By comparison, the UK Royal Navy will probably have 2 Queen Elizabeth class carriers, 1 assault carrier, 6 Type 45 destroyers, 8 attack submarines and maybe 20 or so Type 26 Frigates. The RAF will have 200 or so multi-role fighter aircraft to back this up. And the US Nay will be much stronger still with 10+ carrier battle-groups. Unless the western powers are distracted elsewhere, it appears they would easily beat the Russians.
 
Russia doesn't need a good economy to make weapons. During war Russian engineers and workers will make weapons at an amazing speed without getting paid for it just so that they will not lose their country to the enemy. Heh, Germany wasn't hated by Russians before WW2. Imagine the motivation the Russians would have to work for free if they knew that an alternative would be a 51 state of America.

During the cold war the designers worked in 3 shifts in Russia to develop new stuff, building it went even faster. Although it is Russia's biggest strength throughout the history, I wonder how that would work in modern times when a cruise missile can destroy a wharf just like that...

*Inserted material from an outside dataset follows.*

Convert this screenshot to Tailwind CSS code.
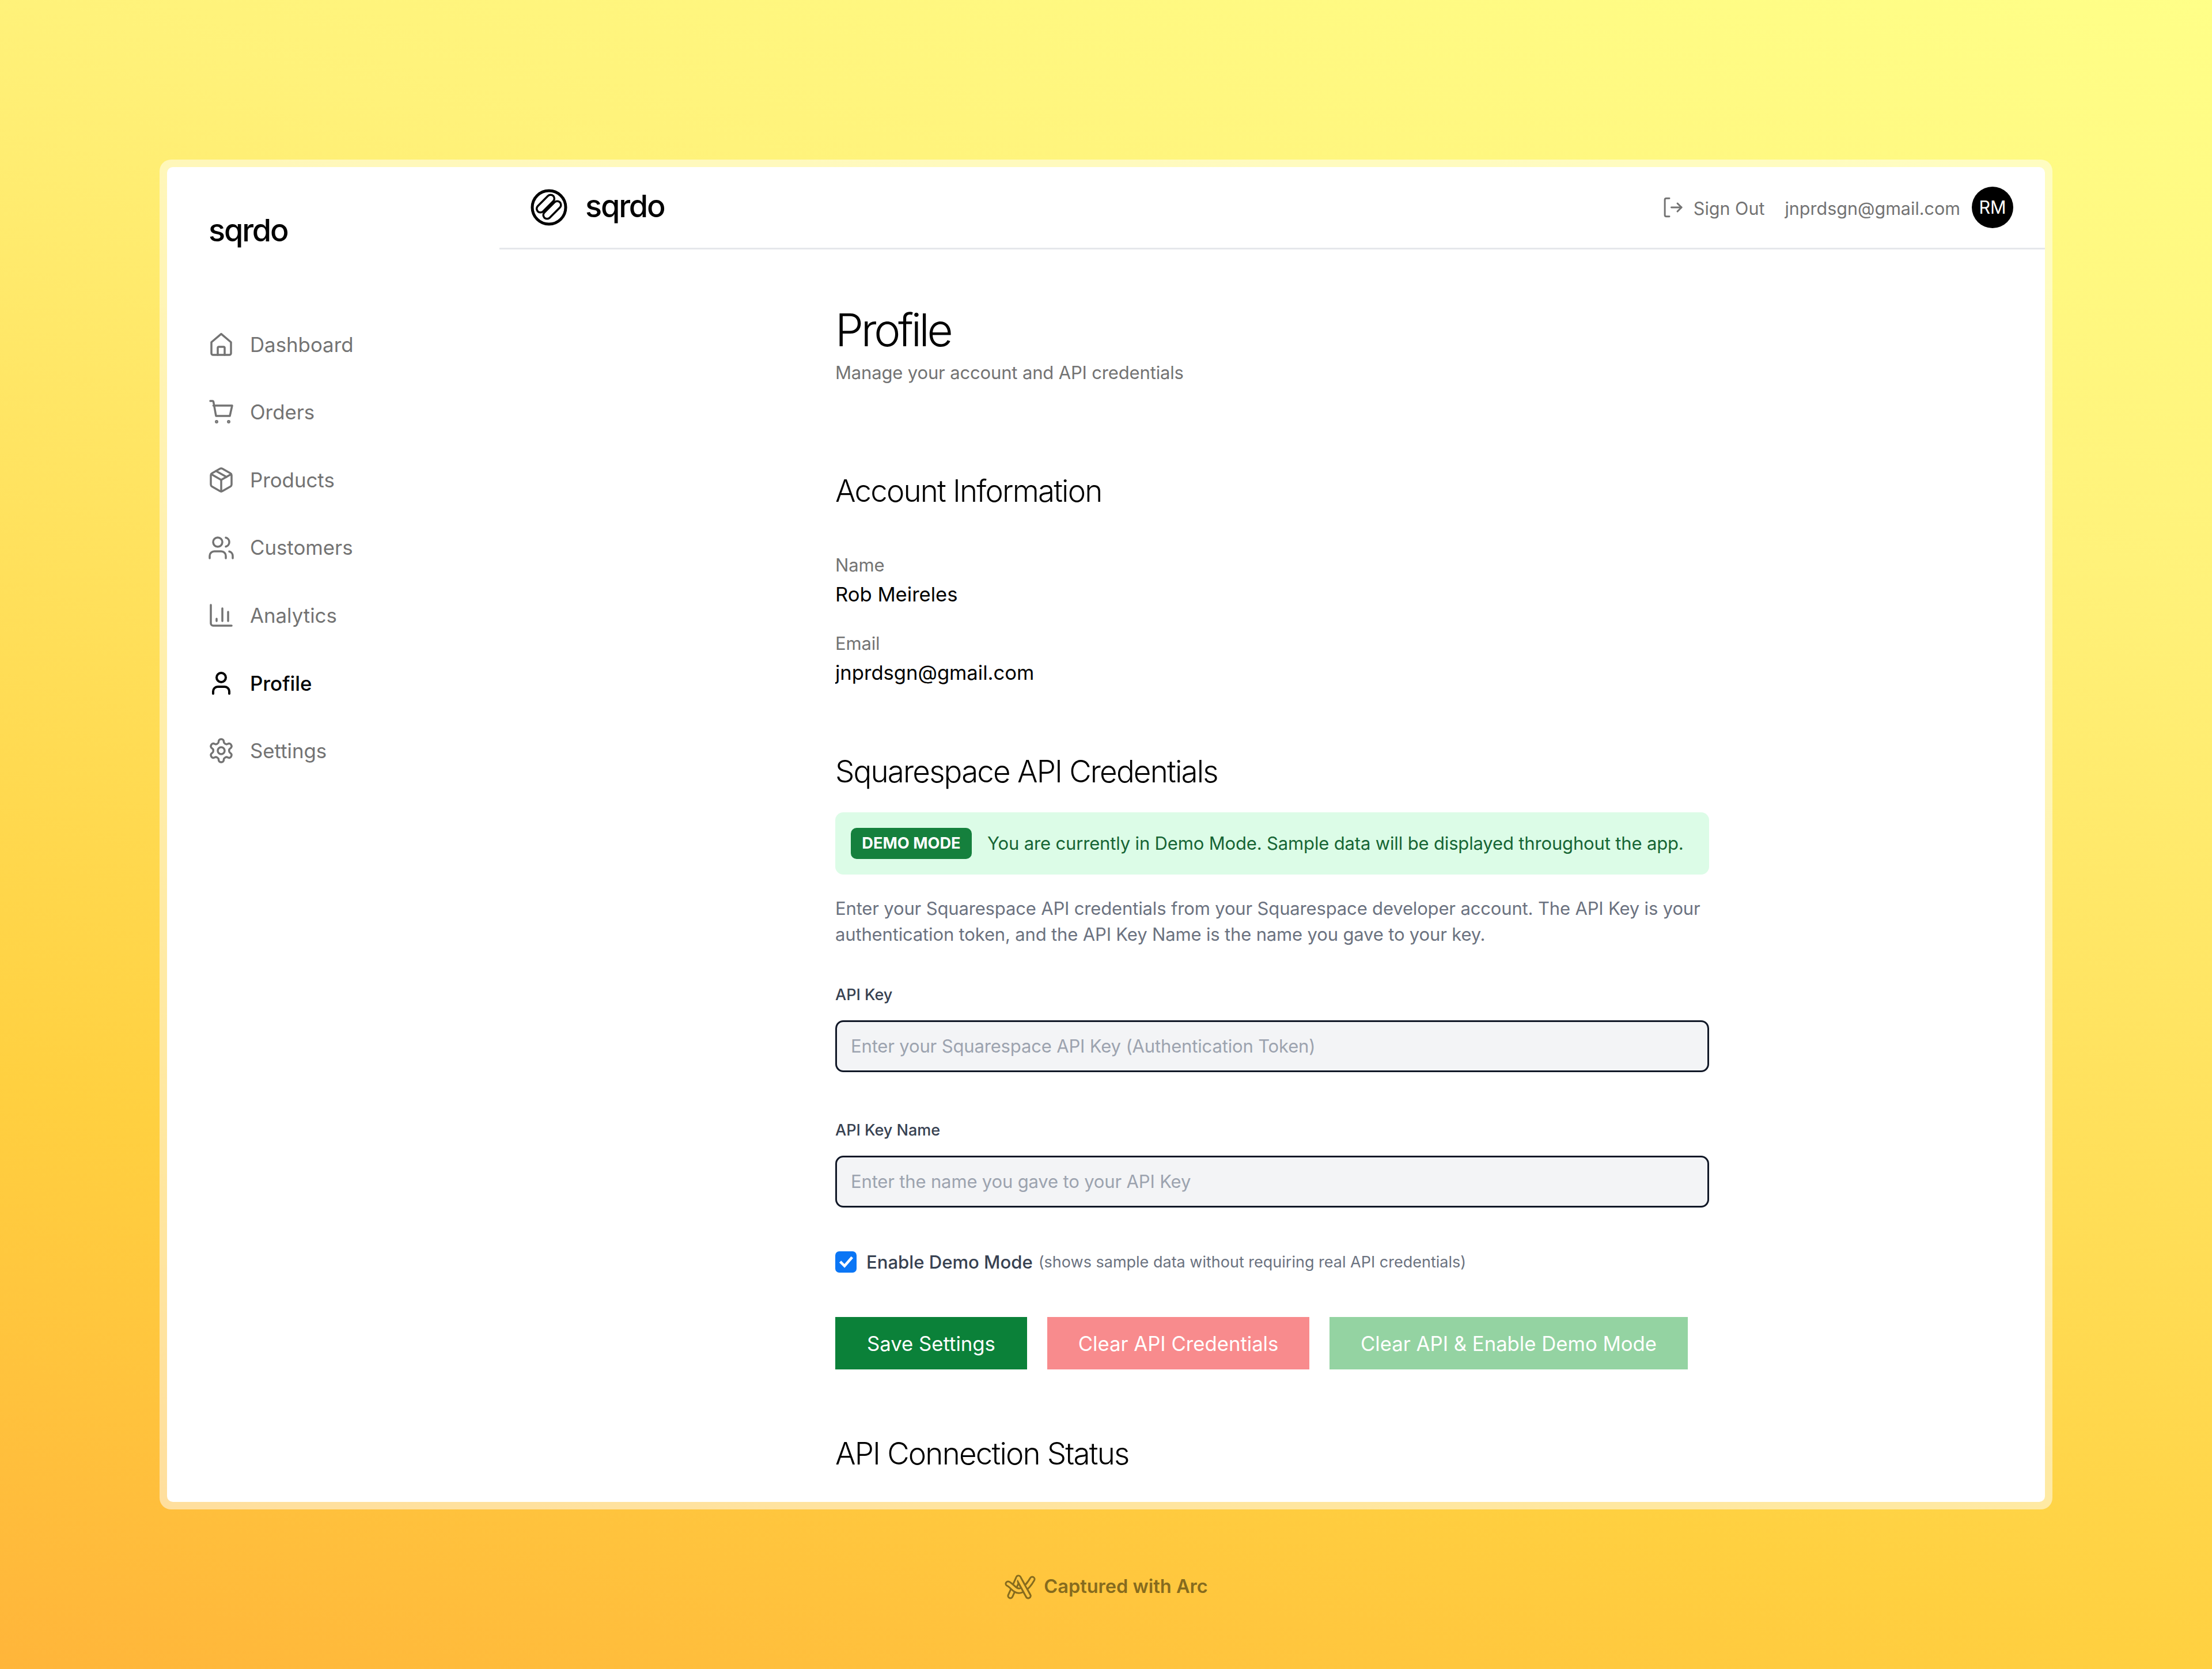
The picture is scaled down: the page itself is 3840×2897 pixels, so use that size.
<!DOCTYPE html>
<html lang="en">
<head>
    <meta charset="UTF-8">
    <meta name="viewport" content="width=device-width, initial-scale=1.0">
    <title>Profile</title>
    <script src="https://cdn.jsdelivr.net/npm/@tailwindcss/browser@4"></script>
</head>
<body class="h-[2897px] w-[3840px] overflow-hidden bg-[linear-gradient(195deg,#ffff88_0%,#fff27a_26%,#ffd040_74%,#ffb53a_100%)] font-['Inter',sans-serif]">
    <div class="mx-[277px] mt-[277px] h-[2343px] rounded-[20px] bg-white/50 p-[13px]">
        <div class="flex h-full overflow-hidden rounded-[10px] bg-white">
            <aside class="w-[577px] shrink-0 px-[72px] pt-[74px]">
                <div class="text-[54px] leading-[72px] font-medium tracking-[-0.04em] text-black">sqrdo</div>
                <nav class="mt-[103px] flex flex-col text-[34.8px] text-[#737373]">
                    <a class="-ml-[2px] flex h-[117.6px] items-center gap-[26px]">
                        <svg class="size-[48px] shrink-0" viewBox="0 0 24 24" fill="none" stroke="currentColor" stroke-width="1.75" stroke-linejoin="round" stroke-linecap="round"><path d="M3.500 10 12 2.800l8.500 7.200v9.600a1.400 1.400 0 0 1-1.400 1.400H4.900a1.400 1.400 0 0 1-1.400-1.400z"/><path d="M9 21v-6a1 1 0 0 1 1-1h4a1 1 0 0 1 1 1v6"/></svg>
                        <span>Dashboard</span>
                    </a>
                    <a class="-ml-[2px] flex h-[117.6px] items-center gap-[26px]">
                        <svg class="size-[48px] shrink-0" viewBox="0 0 24 24" fill="none" stroke="currentColor" stroke-width="1.75" stroke-linejoin="round" stroke-linecap="round"><path d="M2.500 2.500h1.800a1 1 0 0 1 1 .8l2.200 12.200h12L21.500 6.500H5.200"/><circle cx="8" cy="20.500" r=".6"/><circle cx="18.500" cy="20.500" r=".6"/></svg>
                        <span>Orders</span>
                    </a>
                    <a class="-ml-[2px] flex h-[117.6px] items-center gap-[26px]">
                        <svg class="size-[48px] shrink-0" viewBox="0 0 24 24" fill="none" stroke="currentColor" stroke-width="1.75" stroke-linejoin="round" stroke-linecap="round"><path d="M11 21.730a2 2 0 0 0 2 0l7-4A2 2 0 0 0 21 16V8a2 2 0 0 0-1-1.730l-7-4a2 2 0 0 0-2 0l-7 4A2 2 0 0 0 3 8v8a2 2 0 0 0 1 1.730z"/><path d="M12 22V12"/><path d="M3.300 7 12 12l8.700-5"/><path d="m7.500 4.270 9 5.150"/></svg>
                        <span>Products</span>
                    </a>
                    <a class="-ml-[2px] flex h-[117.6px] items-center gap-[26px]">
                        <svg class="size-[48px] shrink-0" viewBox="0 0 24 24" fill="none" stroke="currentColor" stroke-width="1.75" stroke-linejoin="round" stroke-linecap="round"><path d="M16 21v-2a4 4 0 0 0-4-4H6a4 4 0 0 0-4 4v2"/><circle cx="9" cy="7" r="4"/><path d="M22 21v-2a4 4 0 0 0-3-3.870"/><path d="M16 3.130a4 4 0 0 1 0 7.750"/></svg>
                        <span>Customers</span>
                    </a>
                    <a class="-ml-[2px] flex h-[117.6px] items-center gap-[26px]">
                        <svg class="size-[48px] shrink-0" viewBox="0 0 24 24" fill="none" stroke="currentColor" stroke-width="1.75" stroke-linejoin="round" stroke-linecap="round"><path d="M3 3v16a2 2 0 0 0 2 2h16"/><path d="M8 17v-2"/><path d="M13 17V6"/><path d="M18 17V9"/></svg>
                        <span>Analytics</span>
                    </a>
                    <a class="-ml-[2px] flex h-[117.6px] items-center gap-[26px] font-medium text-black">
                        <svg class="size-[48px] shrink-0" viewBox="0 0 24 24" fill="none" stroke="currentColor" stroke-width="2" stroke-linejoin="round" stroke-linecap="round"><path d="M19 21v-2a4 4 0 0 0-4-4H9a4 4 0 0 0-4 4v2"/><circle cx="12" cy="7" r="4"/></svg>
                        <span>Profile</span>
                    </a>
                    <a class="-ml-[2px] flex h-[117.6px] items-center gap-[26px]">
                        <svg class="size-[48px] shrink-0" viewBox="0 0 24 24" fill="none" stroke="currentColor" stroke-width="1.75" stroke-linejoin="round" stroke-linecap="round"><path d="M12.220 2h-.440a2 2 0 0 0-2 2v.180a2 2 0 0 1-1 1.730l-.430.250a2 2 0 0 1-2 0l-.150-.080a2 2 0 0 0-2.730.730l-.220.380a2 2 0 0 0 .730 2.730l.150.100a2 2 0 0 1 1 1.720v.510a2 2 0 0 1-1 1.740l-.150.090a2 2 0 0 0-.730 2.730l.220.380a2 2 0 0 0 2.730.730l.150-.080a2 2 0 0 1 2 0l.430.250a2 2 0 0 1 1 1.730V20a2 2 0 0 0 2 2h.440a2 2 0 0 0 2-2v-.180a2 2 0 0 1 1-1.730l.430-.250a2 2 0 0 1 2 0l.150.080a2 2 0 0 0 2.730-.730l.220-.390a2 2 0 0 0-.730-2.730l-.150-.080a2 2 0 0 1-1-1.740v-.500a2 2 0 0 1 1-1.740l.150-.090a2 2 0 0 0 .730-2.730l-.220-.380a2 2 0 0 0-2.730-.730l-.150.080a2 2 0 0 1-2 0l-.430-.250a2 2 0 0 1-1-1.730V4a2 2 0 0 0-2-2z"/><circle cx="12" cy="12" r="3"/></svg>
                        <span>Settings</span>
                    </a>
                </nav>
            </aside>
            <div class="flex min-w-0 flex-1 flex-col">
                <header class="flex h-[143px] shrink-0 items-center justify-between border-b-[3px] border-[#e5e7eb] pr-[55px] pl-[54px]">
                    <div class="flex items-center gap-[31px]">
                        <svg class="size-[64px]" viewBox="0 0 64 64" fill="none" stroke="#000"><circle cx="32" cy="32" r="29" stroke-width="5"/><rect x="7" y="19" width="38" height="13" rx="6.500" stroke-width="3.500" transform="rotate(-45 26 25.500)"/><rect x="18.500" y="30" width="38" height="13" rx="6.500" stroke-width="3.500" transform="rotate(-45 37.500 36.500)"/></svg>
                        <span class="pb-[5px] text-[54px] leading-none font-medium tracking-[-0.04em] text-black">sqrdo</span>
                    </div>
                    <div class="flex items-center text-[30.5px] text-[#737373]">
                        <svg class="mr-[14px] size-[42px]" viewBox="0 0 24 24" fill="none" stroke="currentColor" stroke-width="1.700" stroke-linejoin="round" stroke-linecap="round"><path d="M8 3H5a1.500 1.500 0 0 0-1.500 1.500v15A1.500 1.500 0 0 0 5 21h3"/><path d="m16 8 4 4-4 4"/><path d="M20 12H10"/></svg>
                        <span class="pt-[3px]">Sign Out</span>
                        <span class="ml-[35px] pt-[3px]">jnprdsgn@gmail.com</span>
                        <span class="ml-[20px] flex size-[72px] items-center justify-center rounded-full bg-black text-white">RM</span>
                    </div>
                </header>
                <main class="mx-auto w-[1517px] flex-1 overflow-hidden pt-[100px]">
                    <h1 class="text-[78px] leading-[80px] font-light tracking-[-0.055em] text-black">Profile</h1>
                    <p class="mt-[10px] text-[31px] leading-[48px] tracking-[-0.005em] text-[#737373]">Manage your account and API credentials</p>

                    <h2 class="mt-[145px] text-[52.8px] leading-[72px] font-light tracking-[-0.034em] text-black">Account Information</h2>
                    <div class="mt-[69px] text-[31px] leading-[48px] tracking-[-0.005em] text-[#737373]">Name</div>
                    <div class="mt-[2px] text-[34.6px] leading-[48px] text-black">Rob Meireles</div>
                    <div class="mt-[38px] text-[31px] leading-[48px] tracking-[-0.005em] text-[#737373]">Email</div>
                    <div class="mt-[2px] text-[34.6px] leading-[48px] text-black">jnprdsgn@gmail.com</div>

                    <h2 class="mt-[112px] text-[52.8px] leading-[72px] font-light tracking-[-0.034em] text-black">Squarespace API Credentials</h2>
                    <div class="mt-[35px] flex h-[108px] items-center gap-[27px] rounded-[14px] bg-[#dcfce7] px-[27px] text-[31px] tracking-[-0.005em] whitespace-nowrap text-[#166534]">
                        <span class="flex h-[54px] w-[210px] shrink-0 items-center justify-center rounded-[10px] bg-[#15803d] text-[27.2px] font-bold tracking-normal text-white">DEMO MODE</span>
                        <span>You are currently in Demo Mode. Sample data will be displayed throughout the app.</span>
                    </div>
                    <p class="mt-[37px] text-[31px] leading-[44.800px] tracking-[-0.005em] text-[#6b7280]">Enter your Squarespace API credentials from your Squarespace developer account. The API Key is your authentication token, and the API Key Name is the name you gave to your key.</p>

                    <label class="mt-[62px] block text-[27px] leading-[40px] font-medium text-[#374151]">API Key</label>
                    <input type="text" class="mt-[24px] block h-[90px] w-full rounded-[14px] border-[3px] border-[#111827] bg-[#f3f4f6] px-[24px] text-[31px] tracking-[-0.005em] placeholder:text-[#9ca3af]" placeholder="Enter your Squarespace API Key (Authentication Token)">

                    <label class="mt-[81px] block text-[27px] leading-[40px] font-medium text-[#374151]">API Key Name</label>
                    <input type="text" class="mt-[24px] block h-[90px] w-full rounded-[14px] border-[3px] border-[#111827] bg-[#f3f4f6] px-[24px] text-[31px] tracking-[-0.005em] placeholder:text-[#9ca3af]" placeholder="Enter the name you gave to your API Key">

                    <div class="mt-[72px] flex items-center">
                        <span class="flex size-[37px] items-center justify-center rounded-[7px] bg-[#0b76f5]">
                            <svg class="size-[28px]" viewBox="0 0 24 24" fill="none" stroke="#fff" stroke-width="4" stroke-linecap="square"><path d="m4.500 12.500 5 5L19.500 6"/></svg>
                        </span>
                        <span class="ml-[17px] text-[31.1px] font-medium text-[#374151]">Enable Demo Mode</span>
                        <span class="ml-[10px] text-[27px] text-[#6b7280]">(shows sample data without requiring real API credentials)</span>
                    </div>

                    <div class="mt-[72px] flex gap-[35px] text-[34.7px] text-white">
                        <button class="flex h-[91px] w-[333px] items-center justify-center bg-[#0b8139]">Save Settings</button>
                        <button class="flex h-[91px] w-[455px] items-center justify-center bg-[#f88b8d]">Clear API Credentials</button>
                        <button class="flex h-[91px] w-[622px] items-center justify-center bg-[#94d3a2]">Clear API &amp; Enable Demo Mode</button>
                    </div>

                    <h2 class="mt-[110px] text-[52.8px] leading-[72px] font-light tracking-[-0.034em] text-black">API Connection Status</h2>
                </main>
            </div>
        </div>
    </div>
    <footer class="mt-[110px] flex items-center justify-center gap-[14px] text-[32.5px] font-semibold text-[#866b1e]">
        <svg class="h-[46px] w-[55px]" viewBox="0 0 55 46" fill="none" stroke-linecap="round" stroke-linejoin="round">
            <path d="M11 39 25 8l17 31" stroke="currentColor" stroke-width="11"/><path d="M11 39 25 8l17 31" stroke="#ffc53f" stroke-width="5"/>
            <path d="M7 18c7 3 12 14 21 12 8-2 16-11 21-20" stroke="currentColor" stroke-width="11"/><path d="M7 18c7 3 12 14 21 12 8-2 16-11 21-20" stroke="#ffc53f" stroke-width="5"/>
            <path d="M28 14 42 39" stroke="currentColor" stroke-width="11"/><path d="M25 8 42 39" stroke="#ffc53f" stroke-width="5"/>
        </svg>
        <span>Captured with Arc</span>
    </footer>
</body>
</html>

Actually, was there a special rational for leaving out nukes?
Mutual assured destruction. Nobody wins, everyone loses, both countries know that.
 
@Xmasbeer - Unfortunately, the traditional Russian strategy of retreating deep into the Russian interior and letting the Generals "Winter" and "Mud" grind down the invading forces is not going to win the Arctic for Gazprom.

Maybe they can get Roman Abramovich to buy them a CVBG or two?